If you've spent even five minutes in a crypto exchange order book, you've seen it: BTC/USDT, the heavyweight champion of trading pairs. More dollars flow through Bitcoin USDT every hour than through most altcoin markets combined in a week, and understanding why can change how you trade.
Why BTC/USDT Dominates Crypto Trading
Bitcoin's pairing with Tether (USDT) became the de facto benchmark for the entire industry for one simple reason: it solves a currency problem. Before stablecoins like USDT became widespread, traders had to move between crypto and fiat through clunky bank rails every time they wanted to lock in profits. Now, a single click can rotate capital from a volatile asset into a dollar-pegged token without leaving the exchange.
USDT's 1:1 dollar peg, backed by reserves of cash, Treasury bills, and other equivalents, makes it a parking spot for gains without an off-ramp. Combined with Bitcoin's status as the largest cryptocurrency by market cap, the pairing creates a near-perfect storm of liquidity, accessibility, and 24/7 availability.
- Deep liquidity: Tight spreads and minimal slippage, even on multi-million-dollar orders.
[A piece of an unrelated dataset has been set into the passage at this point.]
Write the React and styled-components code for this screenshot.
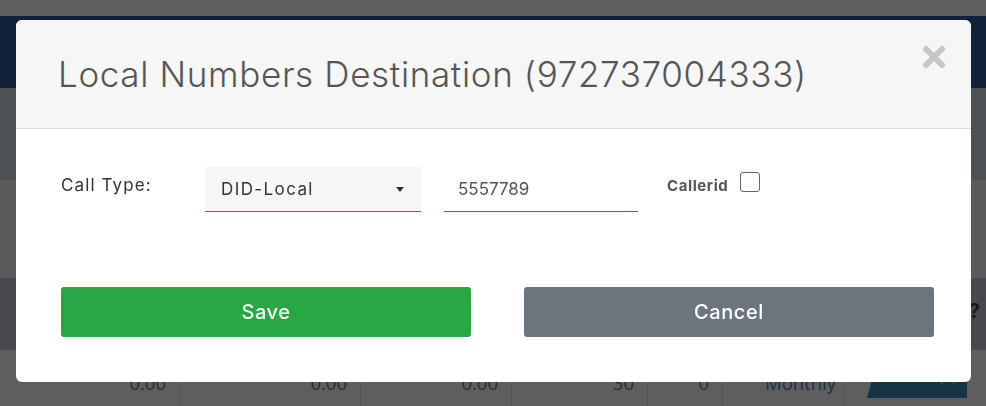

- Global access: Available to anyone with an internet connection, regardless of banking status.
- Always-on markets: No weekend gaps, no trading halts tied to local market hours.
- Standardized pricing: Most crypto news outlets and analytics platforms quote Bitcoin's price in USDT terms.
How Bitcoin USDT Trading Actually Works
Mechanically, trading BTC/USDT isn't dramatically different from buying stocks. You fund your account with USDT, place a buy or sell order at a chosen price, and the exchange matches you with a counterparty. The difference is that everything happens on-chain or on centralized infrastructure, and prices can swing several percent in minutes during volatile periods.
Order Types You Should Know
Most exchanges offer market orders, limit orders, and stop-loss orders as standard tools. A market order executes instantly at the best available price, ideal when speed matters more than precision. A limit order sits on the book until your target price is hit, useful for entries and exits you can plan in advance. A stop-loss protects you from catastrophic moves if the market turns against you overnight.
Leverage magnifies all of this. Many platforms let traders borrow up to 100x their account balance to amplify BTC/USDT exposure, which sounds thrilling until a 1% move wipes out the entire position. Liquidation cascades in Bitcoin futures have historically triggered billions of dollars in forced selling, and retail traders are usually on the wrong side.
Strategies Traders Use With the BTC/USDT Pair
The strategy you choose depends heavily on your time horizon, risk tolerance, and how much screen time you're willing to commit. Here are the most common approaches used by both retail and professional traders.
- Swing trading: Hold positions for days or weeks, aiming to capture medium-term trends identified through technical analysis.
- Day trading: Open and close positions within a single session, often using 1-minute or 15-minute charts and high leverage.
- Dollar-cost averaging: Buy fixed USDT amounts of Bitcoin on a schedule, smoothing out volatility over months or years.
- Range trading: Identify support and resistance zones, then buy low and sell high within established boundaries.
Why USDT Matters for Each Strategy
With swing and day trading, USDT lets you exit cleanly. With dollar-cost averaging, USDT acts as the stable base currency you deploy over time. With range trading, it lets you reload positions quickly without waiting for bank transfers. In every case, the stablecoin serves as the cash side of a two-asset equation, removing friction that would otherwise slow down or distort your strategy.
Risks and Considerations When Trading Bitcoin USDT
No article about Bitcoin USDT is complete without acknowledging the risks, and there are several worth taking seriously. First is counterparty risk on the exchange itself. Centralized platforms hold customer funds and have been hacked, frozen, or collapsed before. Choosing a reputable venue with published proof-of-reserves and strong regulatory standing reduces this exposure but never eliminates it.
Second is the risk inherent to USDT itself. While Tether Limited claims full backing, the company has faced regulatory scrutiny and historical questions about the composition of its reserves. A sudden loss of confidence in the peg, even briefly, would send shockwaves through every BTC/USDT order book on earth.
Volatility is the price of admission in crypto, but liquidity, counterparty risk, and stablecoin trust are the three pillars every trader must evaluate before sizing any position.
Third is leverage risk, which deserves repeating: high leverage amplifies gains and losses symmetrically. A single bad trade on a 50x position can wipe out your account in seconds, and exchanges collect liquidation fees on top of that. Beginners should treat leverage as a learning tool, not a wealth-building shortcut.
Key Takeaways
- The Bitcoin USDT pair is the most liquid and widely traded crypto market in the world.
- USDT functions as a stable base currency that lets traders rotate in and out of Bitcoin without fiat conversions.
- Order types, leverage, and strategy choice all dramatically affect outcomes and risk.
- Exchange risk, stablecoin risk, and leverage risk are real and should be sized accordingly.
- Whether you're a casual holder or an active trader, understanding how BTC/USDT works is foundational to navigating the crypto market.